# My new Sivaro Show Boy



## Sivaro (Sep 19, 2008)

Hi all, weeks ago I posted puppy pics and wasnt sure which one in the litter I was keeping. All 3 babies were beautiful but this one is the best so hes a stayer. Was almost tempted to keep one of the girls also, but decided not too as its too much work doing two babies and the training when I still have adults to show.

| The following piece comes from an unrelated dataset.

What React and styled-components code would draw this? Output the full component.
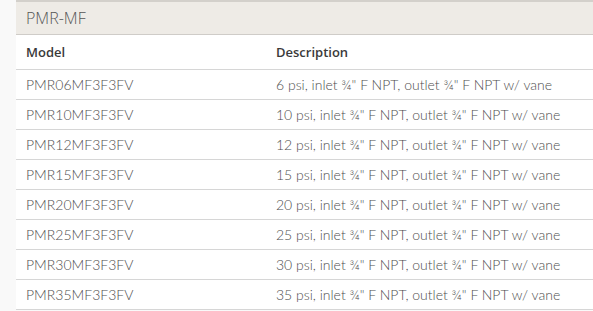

Here is my boy. If I get the name I want it will be Sivaro Krank It Up
Pics are at 6 weeks old, they are now 8 weeks old so have to do more.


----------



## Mandycasey'smom (Jan 3, 2009)

OH MY GOSH I have never seen anything more cute in this world. That is just to sweet


----------



## kathyd (Nov 8, 2008)

Mandycasey'smom said:


> OH MY GOSH I have never seen anything more cute in this world. That is just to sweet


I'll second that! He's so cute! And so tiny!


----------



## roxy25 (Dec 18, 2008)

Sivaro That is a great looking pup ! He is very cute also , I am always fascinated by how breeders can stack puppies so good at 6weeks old lol. 

Please post more pictures.


----------



## KamelotMom (Mar 28, 2009)

Oh what a cute little pisher! What's his call name going to be? He looks like he should finish quickly for you. Congrats!


----------



## Purple Poodle (May 5, 2008)

Aww! He looks gorgeous! I love the show name and yeah whats his call name going to be?

Too, too cute!


----------



## WonderPup (Oct 26, 2008)

Wow, I'm surprised at how much hair he has at that age, Wish Beanie had, had that lol. 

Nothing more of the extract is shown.